If you want to be in the news business and don’t have an online strategy, you ought to have your head examined—and your coffin sized. Unless you’re John Garrett. The 37-year-old Texan publishes 13 editions of hyperlocal Community Impact Newspaper, delivered free each month to 855,000 homes in the Austin, Houston and Dallas areas. (Daily circulation at both the Houston Chronicle and the Dallas Morning News is roughly 400,000.) And it makes money: It pulled in an estimated $1.5 million in operating income in 2012 on advertising revenue of $10 million. But less than 5 percent of that business comes from its website.
Is Garrett holed up in his own Alamo, hoping to make a heroic, if desperate, last stand for print? Media consultancy ZenithOptimedia figures that by 2015 spending on internet-based ad campaigns will hit 23 percent of the $182 billion US market, outstripping what’s spent on both newspapers and magazines. In fact, Garrett is no Luddite and has had a website since 2005, when he launched the business with his wife, Jennifer.
“I think about online a lot,” he says. “But our focus is local content, and that’s best monetised via print. For mom-and-pop businesses there’s just not many other ways to get exposure to the community they live in. When local content is better monetised digitally, we’ll be ready.”
Back in 2005, while advertising director for the Austin Business Journal, Garrett was shocked that no local publication was covering the construction of a huge toll road. He saw an opportunity for some kind of neighbourhood news source. “It doesn’t matter who you talk to,” he says, “everybody is interested in roads and taxes.”
But what sort of media vehicle—and how to get it out there? He wasn’t interested in starting a blog, and Austinites were unlikely to go searching for civic news.
A tabloid-size paper with full-colour photos, the Business Journal was distributed by mail weekly to subscribers who pay about a buck an issue. Garrett copied the look and feel of the paper but wouldn’t have subscribers. He decided the way to build a true community paper was to mail it to every single home in the area and charge nothing for it. “It’s ‘push’ technology called the US Postal Service,” he laughs.
To start, he and Jennifer borrowed $40,000 on a low-interest credit card. Because he was an ad-sales guy and not a journalist or wordsmith, Garrett tracked down someone whose verbal skills and temperament he trusted: His eighth-grade journalism teacher. “I thought for sure he was going to try to sell me some Amway,” says Cathy Kincaid.

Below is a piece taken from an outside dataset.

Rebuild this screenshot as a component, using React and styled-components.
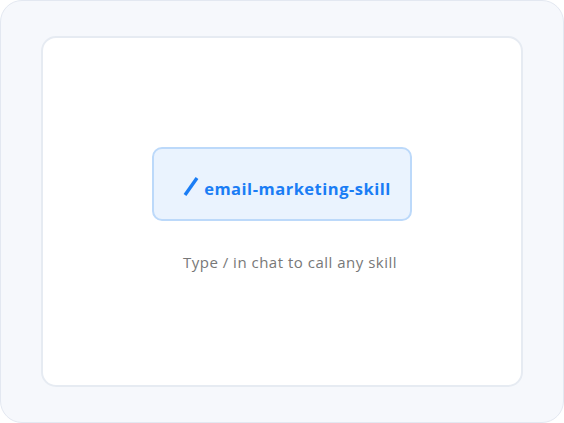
import React from "react";
import styled, { createGlobalStyle } from "styled-components";

const Global = createGlobalStyle`
  html, body { margin: 0; padding: 0; background: #ffffff; }
  * { box-sizing: border-box; }
`;

const Frame = styled.div`
  width: 564px;
  height: 423px;
  background: #f6f8fc;
  border: 1px solid #e3e8f1;
  border-radius: 22px;
  padding: 35px 40px 35px 40px;
  display: flex;
  font-family: "Open Sans", "Lato", sans-serif;
`;

const Card = styled.div`
  flex: 1;
  background: #ffffff;
  border: 2px solid #e6ebf2;
  border-radius: 15px;
  display: flex;
  flex-direction: column;
  align-items: center;
  justify-content: center;
  gap: 31px;
  padding-bottom: 4px;
`;

const Chip = styled.div`
  width: 260px;
  height: 74px;
  background: #eaf3fe;
  border: 2px solid #bcd9fa;
  border-radius: 10px;
  display: flex;
  align-items: center;
  justify-content: center;
  gap: 5px;
  padding-left: 10px;
  padding-top: 8px;
`;

const SkillName = styled.span`
  color: #1a7df5;
  font-size: 16.5px;
  font-weight: 700;
  letter-spacing: 0.5px;
`;

const Caption = styled.div`
  color: #787878;
  font-size: 15px;
  line-height: 20px;
  font-weight: 400;
  letter-spacing: 0.5px;
  margin-left: 16px;
`;

const Slash = () => (
  <svg width="16" height="24" viewBox="0 0 16 24">
    <line x1="2" y1="19" x2="14" y2="2" stroke="#1a7df5" strokeWidth="3.4" />
  </svg>
);

export default function App() {
  return (
    <>
      <Global />
      <Frame>
        <Card>
          <Chip>
            <Slash />
            <SkillName>email-marketing-skill</SkillName>
          </Chip>
          <Caption>Type / in chat to call any skill</Caption>
        </Card>
      </Frame>
    </>
  );
}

Suspicions allayed, Kincaid helped to oversee coverage of the new toll road, the most complete of its kind, in the inaugural September 2005 issue. She’s been executive editor ever since, managing a staff of 30 journalists, just 35 percent of Impact’s total head count.
It doesn’t take a lot of personnel to put out a monthly, especially when half its content is ads and coupons. Each edition usually has one editor and one reporter, plus a general manager, a couple of account executives and a graphic designer. No big-name columnists, no newspaper union members and no pension funds to worry about. The editorial voice is about as earnest and devoid of irony as you can get in this business. “We don’t editorialise,” Garrett explains. “We lose all credibility when we take one side of an issue.”
Impact has taken a few hits from critics as providing little more than a shopper. “We want to do in-depth stories on sometimes controversial issues, but we don’t want to do investigative reporting,” says Garrett. Examples: Features about proposed changes to middle-school sex education in Round Rock; contentious zoning issues; the fight to close down Planet K, which sells imported smoke products and erotica.
Mostly, though, the papers try to appeal to everyone by providing useful, need-to-know info. You can learn about the effect of Exxon Mobil’s giant new campus under construction in The Woodlands, the efforts to plant new trees to replace those lost to last year’s drought or the threat of decrepit upstream dams to the Houston water supply.